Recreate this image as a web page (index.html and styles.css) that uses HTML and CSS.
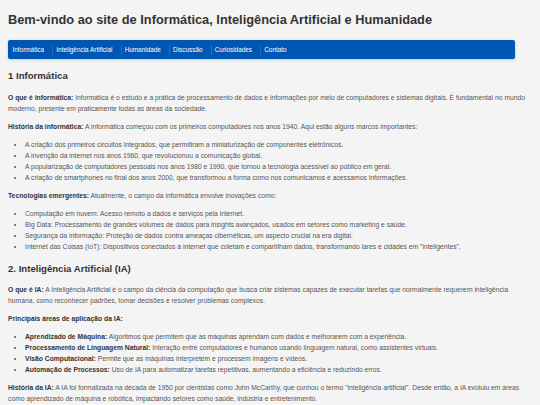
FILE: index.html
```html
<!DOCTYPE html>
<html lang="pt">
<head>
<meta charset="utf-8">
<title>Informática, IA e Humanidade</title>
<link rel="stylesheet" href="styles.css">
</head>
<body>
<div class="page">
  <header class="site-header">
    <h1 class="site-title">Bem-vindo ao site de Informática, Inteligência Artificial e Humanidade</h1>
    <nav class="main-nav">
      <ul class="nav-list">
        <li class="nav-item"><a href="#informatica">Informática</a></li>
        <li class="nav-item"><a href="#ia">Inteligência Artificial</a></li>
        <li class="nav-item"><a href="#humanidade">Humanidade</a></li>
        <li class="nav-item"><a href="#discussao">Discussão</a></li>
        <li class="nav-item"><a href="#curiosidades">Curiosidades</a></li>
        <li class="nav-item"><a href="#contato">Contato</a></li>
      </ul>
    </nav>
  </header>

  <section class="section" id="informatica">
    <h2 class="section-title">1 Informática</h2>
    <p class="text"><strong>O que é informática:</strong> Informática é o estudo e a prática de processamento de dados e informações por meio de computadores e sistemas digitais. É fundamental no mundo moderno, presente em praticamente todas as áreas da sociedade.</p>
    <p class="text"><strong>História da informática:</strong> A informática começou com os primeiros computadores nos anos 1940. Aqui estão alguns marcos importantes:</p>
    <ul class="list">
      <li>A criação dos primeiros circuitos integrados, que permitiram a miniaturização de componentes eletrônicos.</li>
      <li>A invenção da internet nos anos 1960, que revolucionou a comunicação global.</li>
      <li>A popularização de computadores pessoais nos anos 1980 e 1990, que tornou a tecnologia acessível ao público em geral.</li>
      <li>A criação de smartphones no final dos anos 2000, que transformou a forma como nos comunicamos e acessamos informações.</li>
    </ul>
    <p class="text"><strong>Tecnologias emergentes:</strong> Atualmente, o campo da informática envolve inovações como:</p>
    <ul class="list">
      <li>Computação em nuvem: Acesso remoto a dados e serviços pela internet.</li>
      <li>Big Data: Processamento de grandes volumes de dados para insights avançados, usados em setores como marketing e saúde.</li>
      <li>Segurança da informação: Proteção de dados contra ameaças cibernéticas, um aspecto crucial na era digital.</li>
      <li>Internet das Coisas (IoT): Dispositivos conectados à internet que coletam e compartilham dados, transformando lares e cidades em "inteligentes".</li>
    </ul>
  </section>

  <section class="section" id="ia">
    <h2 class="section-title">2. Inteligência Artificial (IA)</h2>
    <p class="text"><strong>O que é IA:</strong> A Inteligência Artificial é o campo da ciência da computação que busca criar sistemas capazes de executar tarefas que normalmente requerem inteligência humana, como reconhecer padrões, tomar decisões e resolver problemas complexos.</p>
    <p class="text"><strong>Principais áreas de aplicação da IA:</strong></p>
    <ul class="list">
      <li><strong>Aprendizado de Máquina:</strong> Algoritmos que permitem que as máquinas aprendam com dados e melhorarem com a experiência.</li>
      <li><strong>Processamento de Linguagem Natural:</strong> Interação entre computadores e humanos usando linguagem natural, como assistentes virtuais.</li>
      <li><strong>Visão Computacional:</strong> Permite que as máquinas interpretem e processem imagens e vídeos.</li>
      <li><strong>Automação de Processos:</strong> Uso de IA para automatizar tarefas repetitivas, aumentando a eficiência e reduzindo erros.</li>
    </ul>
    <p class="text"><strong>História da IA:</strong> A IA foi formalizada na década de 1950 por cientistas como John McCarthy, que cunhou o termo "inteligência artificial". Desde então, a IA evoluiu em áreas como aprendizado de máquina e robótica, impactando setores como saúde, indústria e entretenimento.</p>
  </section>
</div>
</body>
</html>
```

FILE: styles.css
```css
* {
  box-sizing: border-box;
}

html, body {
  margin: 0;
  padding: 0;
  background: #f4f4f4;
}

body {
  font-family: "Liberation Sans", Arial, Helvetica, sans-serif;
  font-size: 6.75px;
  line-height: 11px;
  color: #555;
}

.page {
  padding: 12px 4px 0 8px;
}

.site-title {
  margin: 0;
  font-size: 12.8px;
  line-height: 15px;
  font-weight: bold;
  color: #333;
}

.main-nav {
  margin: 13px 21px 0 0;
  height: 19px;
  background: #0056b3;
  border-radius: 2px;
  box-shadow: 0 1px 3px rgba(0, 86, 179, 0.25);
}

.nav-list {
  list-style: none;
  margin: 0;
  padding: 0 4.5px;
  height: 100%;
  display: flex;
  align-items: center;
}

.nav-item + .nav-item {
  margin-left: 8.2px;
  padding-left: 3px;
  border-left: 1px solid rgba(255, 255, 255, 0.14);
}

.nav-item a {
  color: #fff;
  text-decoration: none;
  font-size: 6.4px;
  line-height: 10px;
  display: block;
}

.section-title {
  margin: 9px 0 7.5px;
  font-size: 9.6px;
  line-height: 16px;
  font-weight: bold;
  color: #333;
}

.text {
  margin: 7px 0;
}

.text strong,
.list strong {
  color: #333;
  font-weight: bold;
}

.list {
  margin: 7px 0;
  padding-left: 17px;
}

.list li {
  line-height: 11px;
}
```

--

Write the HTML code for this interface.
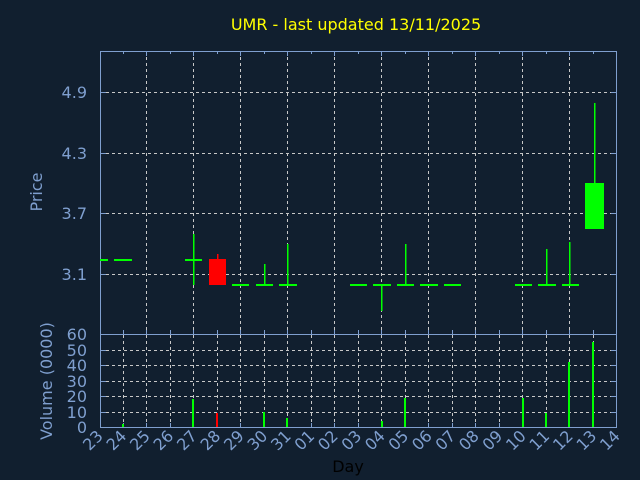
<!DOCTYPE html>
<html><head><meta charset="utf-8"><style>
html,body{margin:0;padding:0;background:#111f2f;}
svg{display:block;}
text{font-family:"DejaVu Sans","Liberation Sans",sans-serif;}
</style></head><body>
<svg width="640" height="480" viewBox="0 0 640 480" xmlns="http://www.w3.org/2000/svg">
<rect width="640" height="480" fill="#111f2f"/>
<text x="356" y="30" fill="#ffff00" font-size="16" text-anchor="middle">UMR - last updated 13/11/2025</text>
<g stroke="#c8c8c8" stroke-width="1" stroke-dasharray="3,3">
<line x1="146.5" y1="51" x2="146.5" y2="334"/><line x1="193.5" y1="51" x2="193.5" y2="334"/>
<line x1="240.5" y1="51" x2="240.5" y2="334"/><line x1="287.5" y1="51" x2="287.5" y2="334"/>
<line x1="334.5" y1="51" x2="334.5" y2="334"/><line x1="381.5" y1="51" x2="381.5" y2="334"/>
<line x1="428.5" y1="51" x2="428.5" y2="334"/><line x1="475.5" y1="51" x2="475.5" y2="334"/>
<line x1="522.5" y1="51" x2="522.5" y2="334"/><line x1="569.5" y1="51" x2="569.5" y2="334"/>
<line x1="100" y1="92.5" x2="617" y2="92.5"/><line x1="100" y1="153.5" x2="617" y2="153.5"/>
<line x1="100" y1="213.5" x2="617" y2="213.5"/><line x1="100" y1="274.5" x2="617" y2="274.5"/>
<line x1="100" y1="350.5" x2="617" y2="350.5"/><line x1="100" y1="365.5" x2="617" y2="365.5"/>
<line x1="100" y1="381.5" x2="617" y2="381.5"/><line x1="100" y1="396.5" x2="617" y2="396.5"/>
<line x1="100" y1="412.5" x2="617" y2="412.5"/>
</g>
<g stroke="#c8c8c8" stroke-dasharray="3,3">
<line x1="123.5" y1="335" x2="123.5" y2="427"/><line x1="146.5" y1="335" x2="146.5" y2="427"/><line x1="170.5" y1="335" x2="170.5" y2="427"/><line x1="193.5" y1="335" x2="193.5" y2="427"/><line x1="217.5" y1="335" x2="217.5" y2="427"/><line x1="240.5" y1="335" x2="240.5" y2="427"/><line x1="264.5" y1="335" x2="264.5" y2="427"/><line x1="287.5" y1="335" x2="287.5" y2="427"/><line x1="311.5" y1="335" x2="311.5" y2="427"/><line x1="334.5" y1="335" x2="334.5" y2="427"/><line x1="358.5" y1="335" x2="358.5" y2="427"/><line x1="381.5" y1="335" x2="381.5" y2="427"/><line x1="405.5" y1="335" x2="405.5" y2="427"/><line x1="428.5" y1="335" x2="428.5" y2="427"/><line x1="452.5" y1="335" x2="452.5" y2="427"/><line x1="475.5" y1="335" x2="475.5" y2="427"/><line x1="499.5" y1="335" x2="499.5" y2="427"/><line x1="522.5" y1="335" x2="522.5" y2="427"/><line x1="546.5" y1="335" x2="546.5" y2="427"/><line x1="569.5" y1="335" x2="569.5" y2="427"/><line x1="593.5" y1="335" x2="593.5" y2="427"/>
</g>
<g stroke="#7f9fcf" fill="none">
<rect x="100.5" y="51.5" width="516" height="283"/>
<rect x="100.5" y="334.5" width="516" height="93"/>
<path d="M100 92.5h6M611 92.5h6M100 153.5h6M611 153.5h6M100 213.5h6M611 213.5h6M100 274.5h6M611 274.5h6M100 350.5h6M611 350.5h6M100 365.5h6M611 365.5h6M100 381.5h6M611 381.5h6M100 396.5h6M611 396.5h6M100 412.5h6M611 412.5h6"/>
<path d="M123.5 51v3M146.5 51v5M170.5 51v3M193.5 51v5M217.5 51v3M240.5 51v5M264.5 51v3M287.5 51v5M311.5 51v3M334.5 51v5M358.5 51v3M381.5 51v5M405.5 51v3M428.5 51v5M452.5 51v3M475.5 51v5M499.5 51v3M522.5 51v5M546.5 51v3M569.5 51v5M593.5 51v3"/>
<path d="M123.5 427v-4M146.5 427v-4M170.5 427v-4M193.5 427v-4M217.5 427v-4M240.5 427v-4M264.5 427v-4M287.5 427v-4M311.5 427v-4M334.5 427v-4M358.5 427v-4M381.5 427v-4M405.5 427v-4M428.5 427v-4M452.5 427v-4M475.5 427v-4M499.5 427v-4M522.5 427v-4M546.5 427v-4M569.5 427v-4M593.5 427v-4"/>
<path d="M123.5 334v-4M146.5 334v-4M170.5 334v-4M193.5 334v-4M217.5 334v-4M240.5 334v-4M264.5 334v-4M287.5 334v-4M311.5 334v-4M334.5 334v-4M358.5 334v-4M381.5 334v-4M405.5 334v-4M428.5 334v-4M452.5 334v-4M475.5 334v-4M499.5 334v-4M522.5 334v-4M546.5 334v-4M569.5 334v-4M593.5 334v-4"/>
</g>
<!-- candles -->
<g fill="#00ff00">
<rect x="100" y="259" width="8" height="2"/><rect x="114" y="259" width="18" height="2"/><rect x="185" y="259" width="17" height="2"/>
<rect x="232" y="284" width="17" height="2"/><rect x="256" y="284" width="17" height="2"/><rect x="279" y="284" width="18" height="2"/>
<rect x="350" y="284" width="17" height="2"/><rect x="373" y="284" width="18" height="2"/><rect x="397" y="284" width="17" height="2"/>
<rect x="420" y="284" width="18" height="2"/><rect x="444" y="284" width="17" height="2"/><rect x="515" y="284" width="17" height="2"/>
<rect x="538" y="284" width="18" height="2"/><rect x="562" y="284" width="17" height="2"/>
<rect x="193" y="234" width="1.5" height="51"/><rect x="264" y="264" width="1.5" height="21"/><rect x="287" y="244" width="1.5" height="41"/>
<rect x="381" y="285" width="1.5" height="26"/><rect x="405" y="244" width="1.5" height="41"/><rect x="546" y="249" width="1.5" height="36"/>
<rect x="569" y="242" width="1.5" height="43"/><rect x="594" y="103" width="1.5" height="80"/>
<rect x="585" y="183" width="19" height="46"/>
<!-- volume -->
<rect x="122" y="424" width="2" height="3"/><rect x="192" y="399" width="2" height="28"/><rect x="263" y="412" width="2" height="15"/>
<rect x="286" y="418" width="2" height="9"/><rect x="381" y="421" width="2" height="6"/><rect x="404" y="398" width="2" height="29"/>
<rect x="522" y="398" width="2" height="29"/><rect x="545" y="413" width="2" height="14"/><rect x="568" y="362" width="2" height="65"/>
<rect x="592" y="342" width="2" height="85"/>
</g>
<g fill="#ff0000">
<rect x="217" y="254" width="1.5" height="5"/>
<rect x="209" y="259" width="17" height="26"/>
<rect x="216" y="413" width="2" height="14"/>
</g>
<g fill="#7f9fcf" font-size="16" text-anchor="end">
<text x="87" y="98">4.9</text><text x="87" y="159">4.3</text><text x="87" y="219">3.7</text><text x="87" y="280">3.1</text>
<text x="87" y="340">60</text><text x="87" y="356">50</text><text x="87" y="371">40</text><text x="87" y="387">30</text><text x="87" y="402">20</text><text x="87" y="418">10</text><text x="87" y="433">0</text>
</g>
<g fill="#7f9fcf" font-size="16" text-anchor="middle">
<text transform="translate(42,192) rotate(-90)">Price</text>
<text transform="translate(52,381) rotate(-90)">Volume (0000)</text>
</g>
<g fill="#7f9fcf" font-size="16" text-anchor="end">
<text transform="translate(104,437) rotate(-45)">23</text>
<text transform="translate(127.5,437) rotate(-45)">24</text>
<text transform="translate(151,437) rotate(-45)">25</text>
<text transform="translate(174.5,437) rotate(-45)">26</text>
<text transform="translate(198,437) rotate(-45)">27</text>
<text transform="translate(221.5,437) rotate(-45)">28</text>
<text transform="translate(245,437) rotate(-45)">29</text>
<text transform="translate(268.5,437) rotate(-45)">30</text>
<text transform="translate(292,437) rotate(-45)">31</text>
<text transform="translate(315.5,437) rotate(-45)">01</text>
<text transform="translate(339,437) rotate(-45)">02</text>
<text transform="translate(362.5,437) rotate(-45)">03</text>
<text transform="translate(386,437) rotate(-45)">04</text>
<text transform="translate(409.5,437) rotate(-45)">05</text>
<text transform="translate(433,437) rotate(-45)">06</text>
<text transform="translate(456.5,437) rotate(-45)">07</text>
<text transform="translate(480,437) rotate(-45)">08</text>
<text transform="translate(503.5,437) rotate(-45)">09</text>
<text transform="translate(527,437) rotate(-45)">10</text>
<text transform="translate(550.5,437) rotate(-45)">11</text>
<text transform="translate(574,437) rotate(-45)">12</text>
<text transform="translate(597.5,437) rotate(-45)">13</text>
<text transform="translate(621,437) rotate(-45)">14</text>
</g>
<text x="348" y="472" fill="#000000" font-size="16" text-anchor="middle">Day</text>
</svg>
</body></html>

AIM OF THE EXERCISE: Every line that holds the word "page" counts once; state the total number of such lines and nothing else.

THE SOLUTION: 3